Une autre ligne rouge concerne l’utilisation par les ukrainiens d’armes occidentales pour frapper des cibles en Russie. Pourquoi les ukrainiens s’interdiraient-ils d’être efficaces, alors que la Russie, elle, se permet tout ? Comment peut-on à la fois affirmer que les ukrainiens défendent notre liberté et leur refuser les armes pour le faire ?
En droit international, livrer des armes à un belligérant – quelle que soit la nature de ces armes – n’a jamais constitué un acte de cobelligérance. Poutine peut dire ce qu’il veut : de toute façon, il n’a que faire du droit international …
La seule ligne rouge qui vaille, c’est la participation directe des occidentaux aux combats, qui déclencherait un conflit mondial.
La peur de la Russie, sur laquelle joue bien sûr Poutine, motive les appels à la négociation qui fleurissent ici et là en Occident, souvent d’ailleurs à l’initiative des amis du Kremlin (2).
Que signifierait l’ouverture de négociations aujourd’hui ? Imagine-t-on Poutine restituer spontanément les territoires qu’il a conquis alors qu’il a sacrifié plusieurs dizaines de milliers d’hommes pour s’en emparer ?
Demander aux ukrainiens de négocier maintenant, c’est leur demander d’accepter les exigences de Poutine : la perte définitive des territoires annexés par les russes, la renonciation à intégrer l’Europe et l’OTAN et la vassalisation de leur pays. Le comble serait de partir des accords de Minsk, comme le suggèrent certains à gauche. Ce serait une honte absolue, connaissant le contenu de ses accords (3).
Allons jusqu’au bout de ce scénario « pacifiste » : imaginons l’Ukraine devenue raisonnable et Poutine conforté à la tête d’une Russie « non humiliée ». Quelle crédibilité aurait l’Europe, et quel avenir, après s’être soumise aux diktats du maître du Kremlin ? Et pour quelle paix, avec une Russie prête à repartir à l’offensive dès qu’elle aurait reconstitué ses forces ?

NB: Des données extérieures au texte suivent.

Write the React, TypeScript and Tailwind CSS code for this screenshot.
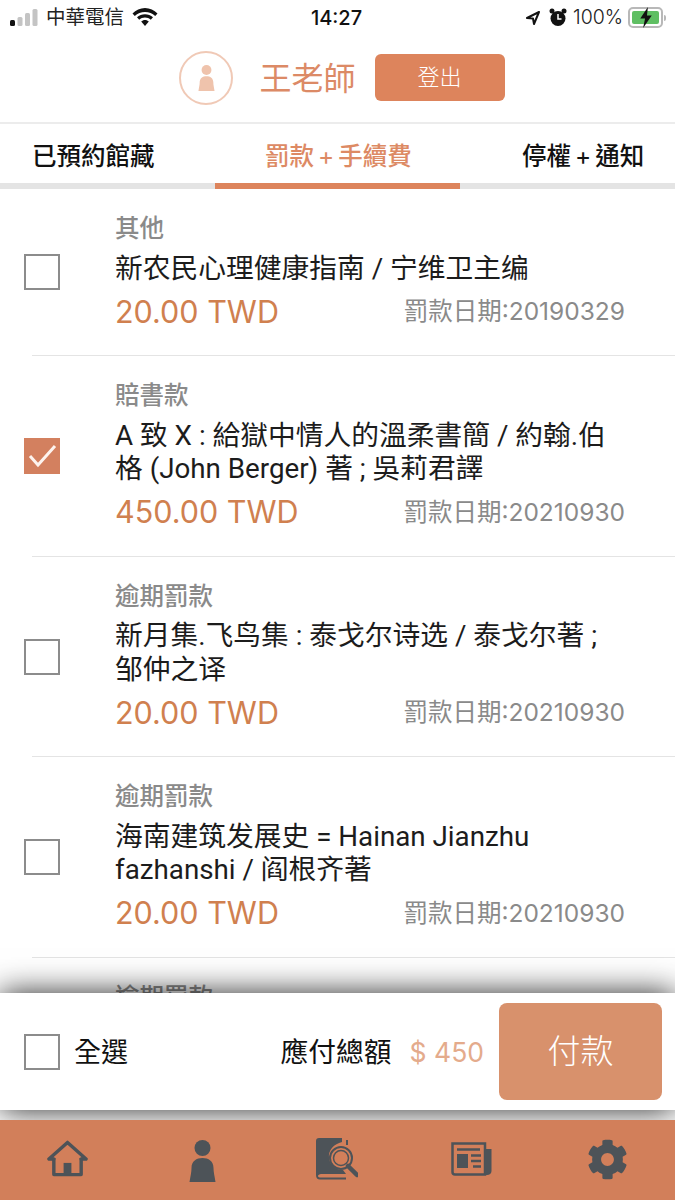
import { FaCog } from 'react-icons/fa';

const FONT = 'font-["Inter","Noto_Sans_CJK_TC",sans-serif]';

interface Fine {
  category: string;
  lines: string[];
  amount: string;
  date: string;
  checked?: boolean;
}

const fines: Fine[] = [
  { category: '其他', lines: ['新农民心理健康指南 / 宁维卫主编'], amount: '20.00 TWD', date: '20190329' },
  {
    category: '賠書款',
    lines: ['A 致 X : 給獄中情人的溫柔書簡 / 約翰.伯', '格 (John Berger) 著 ; 吳莉君譯'],
    amount: '450.00 TWD',
    date: '20210930',
    checked: true,
  },
  {
    category: '逾期罰款',
    lines: ['新月集.飞鸟集 : 泰戈尔诗选 / 泰戈尔著 ;', '邹仲之译'],
    amount: '20.00 TWD',
    date: '20210930',
  },
  {
    category: '逾期罰款',
    lines: ['海南建筑发展史 = Hainan Jianzhu', 'fazhanshi / 阎根齐著'],
    amount: '20.00 TWD',
    date: '20210930',
  },
  { category: '逾期罰款', lines: ['海南建筑发展史'], amount: '20.00 TWD', date: '20210930' },
];

const PersonIcon = ({ className }: { className: string }) => (
  <svg viewBox="0 0 26 42" className={className} fill="currentColor">
    <circle cx="13" cy="8" r="8" />
    <path d="M0 42 C1 36 2 32 2 28 C2 21 7 18 13 18 C19 18 24 21 24 28 C24 32 25 36 26 42 Z" />
  </svg>
);

const Checkbox = ({ checked }: { checked?: boolean }) =>
  checked ? (
    <div className="flex h-9 w-9 shrink-0 items-center justify-center bg-[#d3805f]">
      <svg viewBox="0 0 36 36" className="h-9 w-9" fill="none" stroke="#fdf3ee" strokeWidth="3">
        <path d="M6 18 L14 27 L31 8" />
      </svg>
    </div>
  ) : (
    <div className="h-9 w-9 shrink-0 border-2 border-[#8c8c8c] bg-white" />
  );

const FineRow = ({ fine }: { fine: Fine }) => (
  <div className="ml-8 flex items-center border-b border-[#e4e4e4] pt-6 pb-[21.500px]">
    <div className="-mt-[2px] -ml-2 w-[91px] shrink-0">
      <Checkbox checked={fine.checked} />
    </div>
    <div className="min-w-0 flex-1 pr-[50px]">
      <div className="text-[24.500px] leading-[30px] font-medium text-[#8a8a8a]">{fine.category}</div>
      <div className='mt-[8.500px] font-["Roboto","Noto_Sans_CJK_TC",sans-serif] text-[27.750px] leading-[33.500px] whitespace-nowrap text-[#1c1c1c]'>
        {fine.lines.map((line) => (
          <div key={line}>{line}</div>
        ))}
      </div>
      <div className="mt-[4.500px] flex items-center justify-between">
        <span className="text-[30.500px] leading-[44px] text-[#d0804f]">{fine.amount}</span>
        <span className="text-[24.500px] text-[#8a8a8a]">罰款日期:{fine.date}</span>
      </div>
    </div>
  </div>
);

const Plus = () => <span className="mx-[4px] font-normal">+</span>;

const navClass = 'flex items-center justify-center';

export default function App() {
  return (
    <div className={`flex h-[1200px] w-[675px] flex-col overflow-hidden bg-white ${FONT}`}>
      {/* status bar */}
      <div className="flex h-[35px] shrink-0 items-center pr-[9px] pl-2.5 text-[#222]">
        <div className="flex w-[289px] items-center">
          <svg width="28" height="18" viewBox="0 0 28 18" className="mr-2 shrink-0">
            <rect x="0" y="11" width="5" height="6" rx="1.5" fill="#111" />
            <rect x="7.500" y="8" width="5" height="9" rx="1.5" fill="#c4c4c4" />
            <rect x="15" y="4" width="5" height="13" rx="1.5" fill="#c4c4c4" />
            <rect x="22.500" y="0" width="5" height="17" rx="1.5" fill="#c4c4c4" />
          </svg>
          <span className="text-[19.500px] leading-none">中華電信</span>
          <svg width="26" height="19" viewBox="0 0 26 19" className="ml-2 shrink-0" fill="#111">
            <path d="M13 4 C17 4 20.500 5.500 23.200 8 L25.500 5.500 C22.200 2.200 17.800 0 13 0 C8.200 0 3.800 2.200 0.500 5.500 L2.800 8 C5.500 5.500 9 4 13 4 Z" />
            <path d="M13 9.500 C15.200 9.500 17.200 10.300 18.800 11.700 L21 9.300 C18.800 7.300 16 6.200 13 6.200 C10 6.200 7.200 7.300 5 9.300 L7.200 11.700 C8.800 10.300 10.800 9.500 13 9.500 Z" />
            <path d="M13 12 C11.500 12 10.200 12.600 9.200 13.500 L13 18 L16.800 13.500 C15.800 12.600 14.500 12 13 12 Z" />
          </svg>
        </div>
        <span className="w-[75px] text-center text-[20px] leading-none font-medium text-[#111]">14:27</span>
        <div className="flex flex-1 items-center justify-end">
          <svg width="16" height="16" viewBox="0 0 16 16" className="mr-2" fill="none" stroke="#111" strokeWidth="2">
            <path d="M14 2 L2 8 L8 8.500 L9 14 Z" strokeLinejoin="round" />
          </svg>
          <svg width="18" height="19" viewBox="0 0 18 19" className="mr-1.5" fill="#111">
            <circle cx="9" cy="10.500" r="7.500" />
            <circle cx="3" cy="3" r="2.500" />
            <circle cx="15" cy="3" r="2.500" />
            <path d="M9 6 V11 H12.500" fill="none" stroke="#fff" strokeWidth="1.500" />
          </svg>
          <span className="text-[19.500px] leading-none font-light text-[#222]">100%</span>
          <div className="ml-[5px] flex items-center">
            <div className="relative h-[21px] w-[35px] rounded-[5px] border-2 border-[#b8b8b8] p-[2px]">
              <div className="h-full w-full rounded-[2px] bg-[#5fbf63]" />
              <svg viewBox="0 0 14 22" className="absolute top-[-2px] left-[9px] h-[21px] w-[14px]" fill="#111">
                <path d="M9 0 L1 12 H6 L4 22 L13 9 H8 Z" />
              </svg>
            </div>
            <div className="ml-px h-[6px] w-[2px] rounded-r-sm bg-[#b8b8b8]" />
          </div>
        </div>
      </div>

      {/* user header */}
      <div className="flex h-[89px] shrink-0 items-center justify-center border-b-2 border-[#ececec] pb-[2px] pl-[9px]">
        <div className="flex h-[54px] w-[54px] items-center justify-center rounded-full border-2 border-[#f0c9b6]">
          <PersonIcon className="h-[26px] w-[17px] text-[#efc3ac]" />
        </div>
        <span className="ml-[26px] pt-0.5 text-[32px] leading-none text-[#dc8a66]">王老師</span>
        <button className="ml-[19px] flex h-[47px] w-[130px] items-center justify-center rounded-[6px] bg-[#dd845c] text-[22px] font-light text-white">
          登出
        </button>
      </div>

      {/* tabs */}
      <div className="flex h-[59px] shrink-0 items-center pt-1.5 text-[24.500px] leading-none font-medium text-[#111]">
        <span className="ml-8 w-[233px] whitespace-nowrap">已預約館藏</span>
        <span className="w-[257px] whitespace-nowrap text-[#dd8a64]">
          罰款<Plus />手續費
        </span>
        <span className="whitespace-nowrap">
          停權<Plus />通知
        </span>
      </div>
      <div className="h-[6px] shrink-0 bg-[#e4e4e4]">
        <div className="ml-[215px] h-full w-[245px] bg-[#dd845c]" />
      </div>

      {/* fine list */}
      <div className="min-h-0 flex-1 overflow-hidden">
        {fines.map((fine, i) => (
          <FineRow key={i} fine={fine} />
        ))}
      </div>

      {/* pay bar */}
      <div className="relative z-10 flex h-[117px] shrink-0 items-center bg-white pr-[13px] pl-6 shadow-[0_0_30px_rgba(0,0,0,0.85)]">
        <Checkbox />
        <span className="ml-3.5 pt-1 text-[27px] text-[#111]">全選</span>
        <span className="ml-auto pt-0.5 text-[27.750px] text-[#111]">應付總額</span>
        <span className="ml-[18px] pt-0.5 text-[26.500px] text-[#e4ab8c]">$ 450</span>
        <button className="ml-[15px] flex h-[97px] w-[163px] items-center justify-center rounded-[8px] bg-[#d8916c] text-[33px] font-light text-white">
          付款
        </button>
      </div>

      {/* bottom nav */}
      <div className="relative z-20 mt-[10px] grid h-[80px] shrink-0 grid-cols-5 items-center bg-[#d27f5a] pb-[2px] text-[#4d5358]">
        <div className={navClass}>
          <svg viewBox="0 0 42 38" className="h-[38px] w-[41px]" fill="none" stroke="currentColor" strokeWidth="3.500" strokeLinejoin="round">
            <path d="M2 19 L21 2 L40 19 L35 19 M2 19 L7 19" strokeLinecap="round" />
            <path d="M7 18 V35 H35 V18" />
            <rect x="17" y="23" width="8" height="12" fill="currentColor" stroke="none" />
          </svg>
        </div>
        <div className={navClass}>
          <PersonIcon className="mt-[3px] h-[42px] w-[27px]" />
        </div>
        <div className={navClass}>
          <svg viewBox="0 0 42 42" className="-ml-[2px] h-[42px] w-[42px]" fill="currentColor">
            <path d="M3 0 H26 V4 C18 6 12 12 13 20 C14 28 20 32 27 32 L30 36 H5 C3.500 36 2 37 2 38 C2 39 3.500 39.500 5 39.500 H30 V41.500 H4 C1.500 41.500 0 40 0 37 V3 C0 1 1 0 3 0 Z" />
            <circle cx="25" cy="20" r="11" fill="none" stroke="currentColor" strokeWidth="2" />
            <circle cx="25" cy="20" r="7.500" fill="none" stroke="currentColor" strokeWidth="1.500" />
            <path d="M32 28 L41 37" stroke="currentColor" strokeWidth="4.500" strokeLinecap="round" />
            <rect x="30" y="2" width="2" height="5" />
          </svg>
        </div>
        <div className={navClass}>
          <svg viewBox="0 0 42 34" className="-ml-[2px] h-[34px] w-[42px]" fill="none" stroke="currentColor">
            <path d="M1.500 1.500 H34 V32.500 H4 C2.500 32.500 1.500 31.500 1.500 30 Z" strokeWidth="2.500" />
            <path d="M34 7 H40.500 V29 C40.500 31.500 38.500 33 36 33 H33 Z" fill="currentColor" stroke="none" />
            <path d="M6 7.500 H29 " strokeWidth="2.500" />
            <rect x="6" y="12" width="11" height="14" fill="currentColor" stroke="none" />
            <path d="M20 13.500 H30 M20 19 H30 M22 24.500 H30" strokeWidth="2.500" />
          </svg>
        </div>
        <div className={navClass}>
          <FaCog className="h-[41px] w-[41px]" />
        </div>
      </div>
    </div>
  );
}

Poutine a échoué dans sa tentative de conquête de l’Ukraine. Son seul objectif aujourd’hui est de rester au pouvoir : il n’y parviendra qu’en maintenant la Russie dans un état de guerre permanent. Il s’y emploie en mettant l’économie et la population (4) au service de la machine de guerre russe.
La seule façon de rétablir la paix en Europe, c’est d’aider les ukrainiens à remporter une bataille décisive pour provoquer l’implosion du régime russe et l’élimination de Poutine. Avec le risque que la Russie sombre dans le chaos.
Face à tout cela, que pèsent les jeux olympiques ?
(1) Ancien délinquant devenu oligarque, Prigojine s’est enrichi en tant que restaurateur au service du Kremlin, d’où son surnom de « cuisinier de Poutine ». Il est aujourd’hui l’exécuteur des basses œuvres du régime : il contrôle plus d’une centaine de médias russes et dirige la milice privée Wagner dont environ 40 000 hommes combattent dans le Donbass. Malgré ses critiques de l’armée russe, il reste très utile à Poutine : il lui sert d’épouvantail vis-à-vis des occidentaux et lui permet de « tenir » les ultra nationalistes.
(2) Dernière initiative en date : la publication le 20 mars 2023 d’une tribune dans le Monde signée par 300 universitaires appelant à un « compromis supportable » sous l’égide de l’ONU. Supportable pour qui ? Poutine ?
(3) Les accords de Minsk 1 et 2 ont été imposés à l’Ukraine par la Russie en 2014 suite à sa défaite face aux séparatistes du Donbass épaulés par plusieurs milliers de soldats russes. Ces accords prévoyaient le gel du front, l’échange des prisonniers et le départ des combattants étrangers (c’est-à-dire des russes). A terme, ils prévoyaient le retour des territoires dissidents dans le giron ukrainien après transformation de l’Ukraine en état fédéral. Dans ce cadre, les provinces pro-russes auraient disposé de leur propre administration et aurait eu un droit de veto au niveau fédéral pour les décisions importantes (par exemple, l’adhésion à l’Union Européenne). Ces accords n’ont été respectés par aucun des deux partis ; ils sont aujourd’hui caducs suite à l’annexion du Donbass par la Russie.
(4) Une simple comparaison entre les guerres d’Afghanistan et d’Ukraine en dit long sur l’ état de « zombification » de la société russe. Dans les années 1980, les pertes soviétiques en Afghanistan (15 000 hommes en 9 ans) ont puissamment contribué au discrédit du régime soviétique et à la chute de l’URSS. Aujourd’hui la Russie a déjà perdu entre 60 000 et 70 000 soldats en Ukraine sans que cela suscite de réaction notable dans la population : hormis ceux qui ont fui à l’étranger pour échapper à la mobilisation, les russes semblent accepter les sacrifices imposés par la nouvelle « grande guerre patriotique » menée par le régime. Pire : ils assument les crimes commis par leur armée.